Book review: Ah, youth. What a mess it can be. Maybe it should be, so we oldies have some compensation when we gaze upon those freshly fledged human specimens with their glossy, unwrinkled skin and matching brains.
Avi Duckor-Jones’ first novel (the Waiheke-based writer had a well-received shorter work, Swim, published six years ago) is crammed with the testosterone and torments of being 18 or so. On the opening page of Max, two lads enduring their last days of school blat along in one of their dads’ cars to dawn and the surf. You’ve got much of the eponymous protagonist’s world right there, with a bit of endearing sex involving sweet Sam(antha), and an authentically awful bottle party at the beach soon to follow.
But Max isn’t just a jock. You’re immediately drawn to him. Who could resist “There is a lot about myself I don’t necessarily like or understand, but I am proud of my feet”? He’s proud of his (adoptive) parents, too, an uncommon, welcome note in any fiction about young males. He’s hormone-harried, brimming with energy and uncertainty, convincingly self-obsessed, unstoppable and vulnerable. He’s the guts of the novel, and a real success.
He’s also in search of his identity. Nothing unusual there for a late adolescent, but in Max’s case, it involves sexual identity as well as personal trajectory and birth parents. He has always been an observer, a tentative participant: “I can’t give too much of myself to anybody.”
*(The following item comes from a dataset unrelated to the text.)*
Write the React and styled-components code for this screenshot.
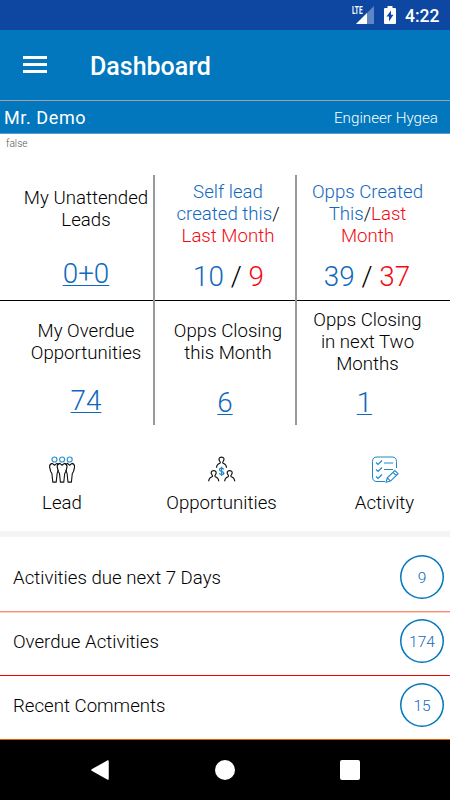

Finding what/how/when to give brings mistakes in a hotel room. It also takes him to New York, where lives Busby of the red dragon dressing gown and commendable compassion. He meets his ex-folksinger, substance-damaged mother and learns how to make real salad. Back near home, he also runs into birth-dad Pete, the prodigal artist. Via a couple of theatrical punch-ups and gratuitous model rhino smashing, he escapes to the Far North, where there’s a reunion, plus a pleasingly positive if marginally preachy ending in which love and painting seem likely to triumph.
So it’s a full life, trampolining between practice for adulthood and the last of childhood. Duckor-Jones gets his teen-speak spot on; knows that “you dick” can mean affection. He builds some punchy scenes of riot and power – the charismatic Fletch galvanises things every time he appears, don’t miss his end-of-year drama presentation. The kids are authentically ruthless, precarious, desperate to have the right body image and show cool where it matters – ie, everywhere. You’ll ache more than a bit for Sam.
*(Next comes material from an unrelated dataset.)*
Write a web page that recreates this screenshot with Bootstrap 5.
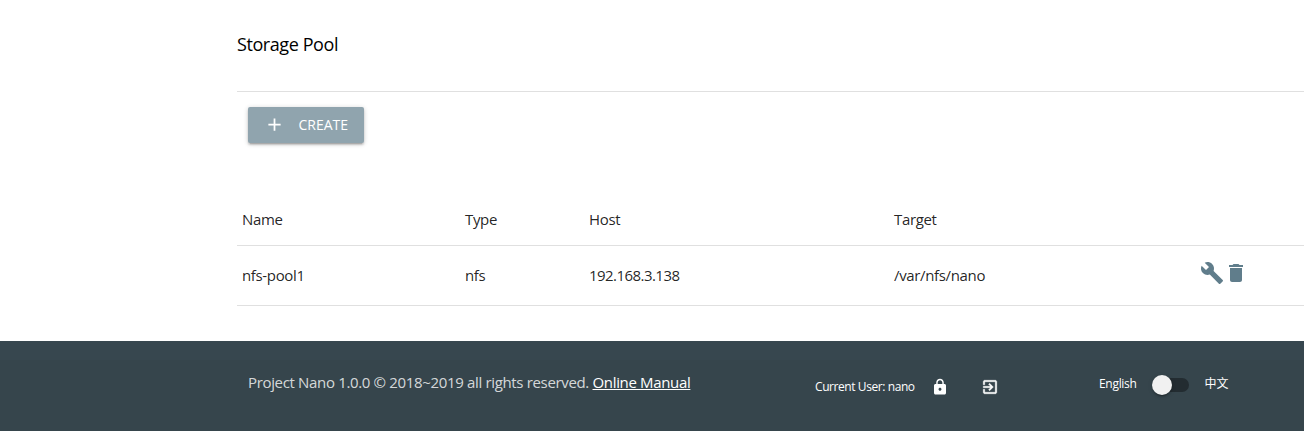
<!DOCTYPE html>
<html lang="en">
<head>
<meta charset="utf-8">
<meta name="viewport" content="width=device-width, initial-scale=1">
<title>Storage Pool</title>
<link href="https://cdn.jsdelivr.net/npm/bootstrap@5.3.0/dist/css/bootstrap.min.css" rel="stylesheet">
<style>
body{font-family:"Open Sans","Noto Sans CJK SC",sans-serif;font-size:15px;line-height:22.5px;color:rgba(0,0,0,.87);overflow:hidden}
svg{display:block;fill:currentColor;flex:none}
.pool-main{margin-left:237px;height:341px}
.pool-title{height:92px;padding-top:33px;font-size:18px;letter-spacing:-.42px;color:#000;border-bottom:1px solid #e0e0e0}
.btn-create{width:116px;height:36px;margin:15px 0 0 11px;padding:0 0 0 16px;border-radius:2px;background:#90a4ae;color:#fff;font-size:14px;gap:13.5px;box-shadow:0 2px 2px 0 rgba(0,0,0,.14),0 3px 1px -2px rgba(0,0,0,.12),0 1px 5px 0 rgba(0,0,0,.2)}
.btn-create span{padding-bottom:2px}
.btn-create svg{margin-bottom:1px}
.pool-table{table-layout:fixed;width:1067px;margin:50px 0 0}
.pool-table>:not(caption)>*>*{padding:0 5px;font-weight:400;letter-spacing:-.35px;color:rgba(0,0,0,.87);border-bottom:1px solid #e0e0e0;vertical-align:middle}
.pool-table thead tr{height:52px}
.pool-table tbody tr{height:60px}
.pool-table .pool-ip{letter-spacing:-.55px}
.pool-actions{color:#607d8b;margin:-5px 0 0 -1px}
.page-foot{height:90px;background:#37474f;padding-top:19px}
.foot-bar{height:71px;background:rgba(51,51,51,.08);padding-left:248px;color:rgba(255,255,255,.8)}
.foot-copy{width:567px;padding-top:11px;letter-spacing:-.34px}
.foot-user{width:284px;padding-top:16px;font-size:12px;color:#fff}
.foot-user span{width:116px;letter-spacing:-.42px}
.foot-user svg+svg{margin-left:32px;stroke:currentColor;stroke-width:.5}
.foot-lang{padding-top:13px;font-size:12px;color:#fff}
.foot-lang .lang-en{letter-spacing:-.3px}
.switch-track{width:36px;height:14px;border-radius:15px;background:#232c31;margin:2px 16px 0 16px}
.switch-knob{display:block;width:20px;height:20px;border-radius:50%;background:#f1f1f1;margin:-3px 0 0 -1px;box-shadow:0 3px 1px -2px rgba(0,0,0,.2),0 2px 2px rgba(0,0,0,.14),0 1px 5px rgba(0,0,0,.12)}
</style>
</head>
<body>
<main class="pool-main">
  <div class="pool-title">Storage Pool</div>
  <button class="btn btn-create d-flex align-items-center border-0">
    <svg width="21" height="21" viewBox="0 0 24 24"><path d="M19 13h-6v6h-2v-6H5v-2h6V5h2v6h6v2z"/></svg><span>CREATE</span>
  </button>
  <table class="table pool-table">
    <colgroup><col style="width:223px"><col style="width:124px"><col style="width:305px"><col style="width:307px"><col></colgroup>
    <thead><tr><th>Name</th><th>Type</th><th>Host</th><th>Target</th><th></th></tr></thead>
    <tbody><tr><td>nfs-pool1</td><td>nfs</td><td class="pool-ip">192.168.3.138</td><td>/var/nfs/nano</td>
      <td><div class="d-flex pool-actions">
        <svg width="24" height="24" viewBox="0 0 24 24"><path d="M22.7 19l-9.1-9.1c.9-2.3.4-5-1.5-6.9-2-2-5-2.4-7.4-1.3L9 6 6 9 1.6 4.7C.4 7.1.9 10.1 2.9 12.1c1.9 1.9 4.6 2.4 6.9 1.5l9.1 9.1c.4.4 1 .4 1.4 0l2.3-2.3c.5-.4.5-1.1.1-1.4z"/></svg>
        <svg width="24" height="24" viewBox="0 0 24 24"><path d="M6 19c0 1.1.9 2 2 2h8c1.1 0 2-.9 2-2V7H6v12zM19 4h-3.5l-1-1h-5l-1 1H5v2h14V4z"/></svg>
      </div></td></tr></tbody>
  </table>
</main>
<footer class="page-foot">
  <div class="foot-bar d-flex align-items-start">
    <div class="foot-copy">Project Nano 1.0.0 © 2018~2019 all rights reserved. <a href="#" class="text-white">Online Manual</a></div>
    <div class="foot-user d-flex align-items-center">
      <span>Current User: nano</span>
      <svg width="18" height="18" viewBox="0 0 24 24"><path d="M18 8h-1V6c0-2.76-2.24-5-5-5S7 3.24 7 6v2H6c-1.1 0-2 .9-2 2v10c0 1.1.9 2 2 2h12c1.1 0 2-.9 2-2V10c0-1.1-.9-2-2-2zm-6 9c-1.1 0-2-.9-2-2s.9-2 2-2 2 .9 2 2-.9 2-2 2zm3.1-9H8.9V6c0-1.71 1.39-3.1 3.1-3.1 1.71 0 3.1 1.39 3.1 3.1v2z"/></svg>
      <svg width="18" height="18" viewBox="0 0 24 24"><path d="M10.09 15.59L11.5 17l5-5-5-5-1.41 1.41L12.67 11H3v2h9.67l-2.58 2.59zM19 3H5c-1.11 0-2 .9-2 2v4h2V5h14v14H5v-4H3v4c0 1.1.89 2 2 2h14c1.1 0 2-.9 2-2V5c0-1.1-.9-2-2-2z"/></svg>
    </div>
    <div class="foot-lang d-flex align-items-center"><span class="lang-en">English</span><span class="switch-track"><span class="switch-knob"></span></span><span>中文</span></div>
  </div>
</footer>
<script src="https://cdn.jsdelivr.net/npm/bootstrap@5.3.0/dist/js/bootstrap.bundle.min.js"></script>
</body>
</html>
Sometimes, the young characters seem strangely older and Max sounds like a 30-ish junior executive: “Mitigate the perceptions … the intricate vascular system of the train … this prequel to my life”. But okay, he’s trying out language as well as life.
The author is trying things out as well: it’s a potent, very conscious style – two-word sentences, insistent images (though the visionary cliffs that recur through the story are very effective), abundant adjectives. But you’re soon engrossed, you’re almost always convinced, and you’ll be pleased that our leading lad ends up buoyant. And, oh, I’m so relieved to be at the Gold Card stage of life.